The Lion King (2019)
★★ — The Lion King (2019)
There is a particular kind of cultural weight that comes with the Disney canon, and few titles carry it quite as heavily as The Lion King. The 1994 animated film, loosely drawing on Shakespearean themes of betrayal and succession, became one of the defining cinematic experiences of its generation. By the time its 2019 reimagining arrived, Disney had already established a well-worn template of revisiting its back catalogue with live-action or, in this case, photorealistic CGI production, following a string of similar projects throughout the 2010s. The premise remains the same: a young lion cub named Simba, heir to the Pride Lands, finds his world shattered by the treachery of his uncle Scar and must eventually confront both his past and his destiny. It is a story audiences already know by heart, which made the question hanging over this version all the more pointed before a single frame had been seen: why?
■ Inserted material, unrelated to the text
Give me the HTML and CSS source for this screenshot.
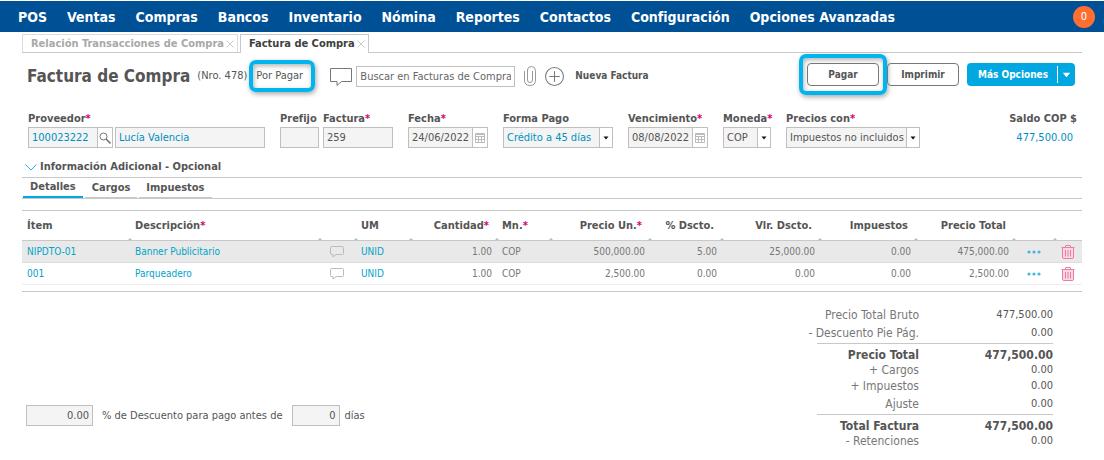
FILE: index.html
```html
<!DOCTYPE html>
<html lang="es">
<head>
<meta charset="utf-8">
<meta name="viewport" content="width=device-width, initial-scale=1">
<title>Factura de Compra</title>
<link rel="stylesheet" href="styles.css">
</head>
<body>
<svg class="defs" aria-hidden="true">
  <symbol id="i-bubble" viewBox="0 0 22 19"><path d="M.5 1.500h21v13H11.500l-4.500 4v-4H.5z" fill="none" stroke="currentColor"/></symbol>
  <symbol id="i-note" viewBox="0 0 14 12"><path d="M2 .5h10.500q1 0 1 1v6q0 1-1 1H6l-3 2.500V8.500H2q-1.500 0-1.500-1v-6q0-1 1.500-1z" fill="none" stroke="currentColor"/></symbol>
  <symbol id="i-cal" viewBox="0 0 10 10"><path d="M.5.5h9v9h-9zM.5 1.500h9M.5 3.500h9M.5 6.500h9M3.500 3.500v6M6.500 3.500v6" fill="none" stroke="currentColor"/></symbol>
  <symbol id="i-trash" viewBox="0 0 14 14"><path d="M1.500 2.500h11V12q0 1.500-1.500 1.500H3Q1.500 13.500 1.500 12z" fill="#fbd9e2"/><path d="M.5 2.500h13M4.500 2.500V1q0-.5.500-.5h4q.5 0 .5.500v1.500M1.500 2.500V12q0 1.500 1.500 1.500h8q1.500 0 1.500-1.500V2.500M4.500 5v6.500M7 5v6.500M9.500 5v6.500" fill="none" stroke="currentColor"/></symbol>
  <symbol id="i-dots" viewBox="0 0 14 4"><g fill="currentColor"><circle cx="2" cy="2" r="1.600"/><circle cx="7" cy="2" r="1.600"/><circle cx="12" cy="2" r="1.600"/></g></symbol>
  <symbol id="i-arrow" viewBox="0 0 6 4"><path d="M.5.5h5L3 3.500z" fill="currentColor"/></symbol>
</svg>
<nav class="nav">
  <a href="#">POS</a><a href="#">Ventas</a><a href="#">Compras</a><a href="#">Bancos</a><a href="#">Inventario</a><a href="#">Nómina</a><a href="#">Reportes</a><a href="#">Contactos</a><a href="#">Configuración</a><a href="#">Opciones Avanzadas</a>
  <button class="count" type="button">0</button>
</nav>
<main class="page">
  <div class="doctabs">
    <div class="doctab"><a href="#">Relación Transacciones de Compra</a><button class="close" type="button" aria-label="Cerrar"><svg viewBox="0 0 8 8"><path d="M.5.5l7 7M7.500.5l-7 7"/></svg></button></div>
    <div class="doctab current"><a href="#">Factura de Compra</a><button class="close" type="button" aria-label="Cerrar"><svg viewBox="0 0 8 8"><path d="M.5.5l7 7M7.500.5l-7 7"/></svg></button></div>
  </div>

  <header class="head">
    <h1>Factura de Compra</h1>
    <span class="number">(Nro. 478)</span>
    <span class="status glow">Por Pagar</span>
    <button class="icon comment" type="button" aria-label="Comentarios"><svg><use href="#i-bubble"/></svg></button>
    <input class="search" type="text" aria-label="Buscar en Facturas de Compra" placeholder="Buscar en Facturas de Compra">
    <button class="icon clip" type="button" aria-label="Adjuntar"><svg viewBox="0 0 12 20"><path d="M3.500 5v9q0 2.500 2.500 2.500T8.500 14V4Q8.500.5 4.500.5T.5 4.500V14q0 5.500 5.500 5.500t5.500-5.500V5" transform="translate(12 0) scale(-1 1)"/></svg></button>
    <button class="new" type="button"><svg viewBox="0 0 18 18"><circle cx="9" cy="9" r="8.500"/><path d="M9 4v10M4 9h10"/></svg>Nueva Factura</button>
    <div class="actions">
      <span class="glow pay"><button class="btn" type="button">Pagar</button></span>
      <button class="btn" type="button">Imprimir</button>
      <button class="more" type="button"><span>Más Opciones</span><i><svg><use href="#i-arrow"/></svg></i></button>
    </div>
  </header>

  <form class="fields">
    <div class="field supplier">
      <label for="prov">Proveedor<b>*</b></label>
      <div class="pair">
        <span class="box code"><input class="link" id="prov" type="text" value="100023222"><button type="button" aria-label="Buscar proveedor"><svg class="lens" viewBox="0 0 12 12"><circle cx="4.500" cy="4.500" r="3.500"/><path d="M7 7l4.500 4.500" stroke-width="1.600"/></svg></button></span>
        <span class="box name"><input class="link" type="text" aria-label="Nombre del proveedor" value="Lucía Valencia"></span>
      </div>
    </div>
    <div class="field prefix"><label for="pre">Prefijo</label><span class="box"><input id="pre" type="text"></span></div>
    <div class="field invoice"><label for="fac">Factura<b>*</b></label><span class="box"><input id="fac" type="text" value="259"></span></div>
    <div class="field date"><label for="fec">Fecha<b>*</b></label><span class="box"><input id="fec" type="text" value="24/06/2022"><button type="button" aria-label="Elegir fecha"><svg class="cal"><use href="#i-cal"/></svg></button></span></div>
    <div class="field terms"><label for="for">Forma Pago</label><span class="box"><select class="link" id="for"><option>Crédito a 45 días</option></select><i><svg class="arrow"><use href="#i-arrow"/></svg></i></span></div>
    <div class="field date"><label for="ven">Vencimiento<b>*</b></label><span class="box"><input id="ven" type="text" value="08/08/2022"><button type="button" aria-label="Elegir vencimiento"><svg class="cal"><use href="#i-cal"/></svg></button></span></div>
    <div class="field currency"><label for="mon">Moneda<b>*</b></label><span class="box"><select id="mon"><option>COP</option></select><i><svg class="arrow"><use href="#i-arrow"/></svg></i></span></div>
    <div class="field prices"><label for="pcon">Precios con<b>*</b></label><span class="box"><select id="pcon"><option>Impuestos no incluidos</option></select><i><svg class="arrow"><use href="#i-arrow"/></svg></i></span></div>
    <div class="field balance"><span class="cap">Saldo COP $</span><a href="#">477,500.00</a></div>
  </form>

  <button class="extra" type="button"><svg viewBox="0 0 12 7"><path d="M.5.5L6 6l5.500-5.500"/></svg>Información Adicional - Opcional</button>

  <div class="subtabs">
    <button class="on" type="button">Detalles</button><button type="button">Cargos</button><button type="button">Impuestos</button>
  </div>

  <div class="tablewrap">
  <table class="items">
    <colgroup><col class="w108"><col class="w190"><col class="w36"><col class="w55"><col class="w86"><col class="w54"><col class="w99"><col class="w72"><col class="w98"><col class="w96"><col class="w98"><col class="w41"><col class="w27"></colgroup>
    <thead><tr>
      <th>Ítem</th><th>Descripción<b>*</b></th><th></th><th>UM</th><th class="r">Cantidad<b>*</b></th><th>Mn.<b>*</b></th><th class="r">Precio Un.<b>*</b></th><th class="r">% Dscto.</th><th class="r">Vlr. Dscto.</th><th class="r">Impuestos</th><th class="r">Precio Total</th><th></th><th></th>
    </tr></thead>
    <tbody>
    <tr class="sel">
      <td><a href="#">NIPDTO-01</a></td><td><a href="#">Banner Publicitario</a></td><td class="c"><button class="icon" type="button" aria-label="Nota"><svg class="note"><use href="#i-note"/></svg></button></td><td><a href="#">UNID</a></td><td class="r">1.00</td><td>COP</td><td class="r">500,000.00</td><td class="r">5.00</td><td class="r">25,000.00</td><td class="r">0.00</td><td class="r">475,000.00</td><td class="c"><button class="icon" type="button" aria-label="Más"><svg class="dots"><use href="#i-dots"/></svg></button></td><td class="c"><button class="icon" type="button" aria-label="Eliminar"><svg class="trash"><use href="#i-trash"/></svg></button></td>
    </tr>
    <tr>
      <td><a href="#">001</a></td><td><a href="#">Parqueadero</a></td><td class="c"><button class="icon" type="button" aria-label="Nota"><svg class="note"><use href="#i-note"/></svg></button></td><td><a href="#">UNID</a></td><td class="r">1.00</td><td>COP</td><td class="r">2,500.00</td><td class="r">0.00</td><td class="r">0.00</td><td class="r">0.00</td><td class="r">2,500.00</td><td class="c"><button class="icon" type="button" aria-label="Más"><svg class="dots"><use href="#i-dots"/></svg></button></td><td class="c"><button class="icon" type="button" aria-label="Eliminar"><svg class="trash"><use href="#i-trash"/></svg></button></td>
    </tr>
    </tbody>
  </table>
  </div>

  <footer class="foot">
    <div class="discount">
      <span class="box pct"><input id="pct" type="text" value="0.00"></span>
      <label for="pct">% de Descuento para pago antes de</label>
      <span class="box days"><input id="dias" type="text" value="0"></span>
      <label for="dias">días</label>
    </div>
    <dl class="totals">
      <div><dt>Precio Total Bruto</dt><dd>477,500.00</dd></div>
      <div><dt>- Descuento Pie Pág.</dt><dd>0.00</dd></div>
      <div class="sum"><dt>Precio Total</dt><dd>477,500.00</dd></div>
      <div class="tight"><dt>+ Cargos</dt><dd>0.00</dd></div>
      <div><dt>+ Impuestos</dt><dd>0.00</dd></div>
      <div><dt>Ajuste</dt><dd>0.00</dd></div>
      <div class="sum"><dt>Total Factura</dt><dd>477,500.00</dd></div>
      <div class="tight"><dt>- Retenciones</dt><dd>0.00</dd></div>
    </dl>
  </footer>
</main>
</body>
</html>
```

FILE: styles.css
```css
* { box-sizing: border-box; }
body {
  margin: 0;
  padding-top: 1px;
  background: #fff;
  color: #555;
  font: 11px/14px "DejaVu Sans Condensed", "DejaVu Sans", sans-serif;
}
button, input, select { font: inherit; color: inherit; margin: 0; }
button { padding: 0; border: 0; background: none; cursor: pointer; }
a { color: inherit; text-decoration: none; }
svg { display: block; }
.defs { position: absolute; width: 0; height: 0; }
label b, th b { color: #d6006d; font-weight: bold; }

.nav {
  display: flex;
  align-items: center;
  gap: 20px;
  height: 31px;
  padding: 0 9px 0 18px;
  background: #005096;
  color: #fff;
  font-size: 14px;
  font-weight: bold;
  white-space: nowrap;
}
.count {
  width: 22px;
  height: 22px;
  margin-left: auto;
  border-radius: 50%;
  background: #ff6f31;
  font-size: 11px;
  font-weight: normal;
}

.page { padding: 2px 22px 0; }
.doctabs {
  display: flex;
  gap: 2px;
  border-bottom: 1px solid #c8c8c8;
}
.doctab {
  display: flex;
  align-items: center;
  gap: 2px;
  height: 18px;
  padding: 0 3px 0 8px;
  border: 1px solid #dcdcdc;
  border-bottom: 0;
  color: #a8a8a8;
  font-weight: bold;
  white-space: nowrap;
}
.doctab.current {
  height: 19px;
  margin-bottom: -1px;
  border-color: #c8c8c8;
  background: #fff;
  color: #404040;
}
.close svg { width: 8px; height: 8px; fill: none; stroke: #ccc; }

.head {
  display: flex;
  align-items: center;
  height: 46px;
  padding: 0 7px 0 5px;
  white-space: nowrap;
}
h1 { margin: 0; font-size: 17px; line-height: 22px; }
.number { margin-left: 7px; }
.glow {
  border: 4px solid #00b4f0;
  border-radius: 7px;
  box-shadow: 1px 2px 5px rgba(0, 0, 0, .35), inset 1px 2px 5px rgba(0, 0, 0, .3);
}
.status { width: 66px; margin-left: 2px; padding: 5px 3px; }
.icon { color: #777; }
.comment { margin-left: 15px; }
.comment svg { width: 22px; height: 19px; }
.search {
  width: 159px;
  height: 21px;
  margin-left: 4px;
  padding: 0 3px;
  border: 1px solid #c0c0c0;
  background: #fff;
}
.search::placeholder { color: #666; opacity: 1; }
.clip { margin-left: 9px; }
.clip svg { width: 12px; height: 20px; fill: none; stroke: #999; }
.new {
  display: flex;
  align-items: center;
  gap: 11px;
  margin-left: 9px;
  font-size: 10px;
  font-weight: bold;
}
.new svg { width: 19px; height: 19px; fill: none; stroke: #75797d; }
.actions { display: flex; align-items: center; gap: 8px; margin-left: auto; padding-bottom: 3px; }
.pay { margin-right: -8px; padding: 5px 4px; }
.btn {
  display: block;
  width: 72px;
  height: 23px;
  border: 1px solid #777;
  border-radius: 4px;
  font-size: 10px;
  font-weight: bold;
}
.more {
  display: flex;
  align-items: center;
  justify-content: space-between;
  width: 108px;
  height: 23px;
  padding-left: 11px;
  border-radius: 4px;
  background: #00a7e1;
  color: #fff;
  font-size: 10px;
  font-weight: bold;
}
.more i { display: grid; place-items: center; width: 18px; height: 17px; border-left: 1px solid #fff; }
.more svg { width: 9px; height: 6px; }

.fields {
  display: flex;
  align-items: flex-start;
  gap: 15px;
  padding: 13px 5px 0 6px;
}
.field label, .cap { display: block; height: 15px; font-weight: bold; white-space: nowrap; }
.box {
  display: flex;
  height: 21px;
  border: 1px solid #bfbfbf;
  background: #f4f4f4;
}
.box input, .box select {
  flex: 1;
  min-width: 0;
  width: 0;
  padding: 0 0 0 3px;
  border: 0;
  border-radius: 0;
  background: none;
  appearance: none;
  color: #555;
}
.box .link { color: #0090c0; }
.box button, .box i {
  display: grid;
  place-items: center;
  flex: none;
  width: 15px;
  border-left: 1px solid #bfbfbf;
  background: #fff;
}
.box i { width: 13px; pointer-events: none; color: #111; }
.pair { display: flex; gap: 2px; }
.supplier { width: 237px; }
.code { width: 85px; }
.name { flex: 1; }
.lens { width: 12px; height: 12px; fill: none; stroke: #777; }
.cal { width: 10px; height: 10px; color: #bbb; }
.arrow { width: 6px; height: 4px; }
.prefix { width: 39px; margin-right: -11px; }
.invoice { width: 70px; }
.date { width: 80px; }
.terms { width: 110px; }
.currency { width: 48px; }
.prices { width: 134px; }
.balance { margin-left: auto; text-align: right; }
.balance a { display: block; padding: 4px 4px 0 0; color: #0090c0; }

.extra {
  display: flex;
  align-items: center;
  gap: 3px;
  margin-top: 12px;
  padding-left: 3px;
  font-weight: bold;
  line-height: 14px;
}
.extra svg { width: 12px; height: 7px; fill: none; stroke: #2ab3e6; }
.subtabs {
  display: flex;
  gap: 2px;
  margin-top: 3px;
  padding-left: 1px;
  border-top: 1px solid #c8c8c8;
  border-bottom: 1px solid #c8c8c8;
}
.subtabs button {
  height: 20px;
  padding: 0 7px;
  border-bottom: 1px solid #c8c8c8;
  font-weight: bold;
}
.subtabs .on { border-bottom: 2px solid #00a9e0; }

.tablewrap { margin-top: 11px; padding-bottom: 6px; border-bottom: 1px solid #c8c8c8; }
.items {
  width: 100%;
  table-layout: fixed;
  border-collapse: separate;
  border-spacing: 0;
  border-top: 1px solid #c8c8c8;
  white-space: nowrap;
}
.w108 { width: 108px; } .w190 { width: 190px; } .w36 { width: 36px; } .w55 { width: 55px; }
.w86 { width: 86px; } .w54 { width: 54px; } .w99 { width: 99px; } .w72 { width: 72px; }
.w98 { width: 98px; } .w96 { width: 96px; } .w41 { width: 41px; } .w27 { width: 27px; }
th, td { padding: 1px 5px 0; text-align: left; }
th {
  position: relative;
  height: 30px;
  border-bottom: 1px solid #c8c8c8;
}
th:not(:last-child)::after {
  content: "";
  position: absolute;
  right: -2px;
  bottom: 0;
  border: 2px solid transparent;
  border-top: 0;
  border-bottom-color: #bbb;
}
td {
  height: 22px;
  border-bottom: 1px solid #eee;
  color: #777;
  font-size: 10px;
}
td a { color: #00a3c8; }
.sel td { background: #e9e9e9; border-bottom-color: #ddd; }
.r { text-align: right; }
th.r { padding-right: 8px; }
td.c { padding: 0 2px 0 0; text-align: center; }
td .icon { display: block; margin: 0 auto; }
.note { width: 14px; height: 12px; color: #bbb; }
.dots { width: 14px; height: 4px; color: #45b8da; }
.trash { width: 14px; height: 14px; color: #f07b9e; }

.foot {
  display: flex;
  justify-content: space-between;
  align-items: flex-end;
  padding: 14px 29px 0 4px;
}
.discount { display: flex; align-items: center; margin-bottom: 22px; white-space: nowrap; }
.discount input { padding-right: 3px; text-align: right; }
.pct { width: 67px; margin-right: 9px; }
.days { width: 48px; margin: 0 5px 0 9px; }
.totals { width: 236px; margin: 0; color: #777; }
.totals div {
  display: grid;
  grid-template-columns: 102px 1fr;
  justify-content: end;
  align-items: center;
  height: 18px;
  white-space: nowrap;
}
.totals dt { justify-self: end; font-size: 12px; }
.totals dd { justify-self: end; margin: 0; color: #555; }
.totals .sum {
  height: 19px;
  margin-top: 1px;
  padding-top: 4px;
  border-top: 1px solid #c8c8c8;
  color: #555;
  font-size: 12px;
  font-weight: bold;
}
.totals .tight { height: 15px; }
```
Behind the camera is Jon Favreau, a director whose career has taken him from the scrappy charm of early Marvel work, including Iron Man and Iron Man 2, through to an earlier Disney collaboration, The Jungle Book in 2016, which used comparable photorealistic CGI techniques to considerable box office and critical success. That film gave Disney and Favreau both the confidence and the commercial blueprint to attempt something far more ambitious, or at least far more expensive. Produced by Walt Disney Pictures and Fairview Entertainment, the 2019 film runs at 118 minutes and represented one of the most technically demanding animation projects of its era, with teams of artists building entire virtual environments from the ground up rather than filming anything in a physical location. Whether that technical achievement translates into cinema is, of course, the whole argument.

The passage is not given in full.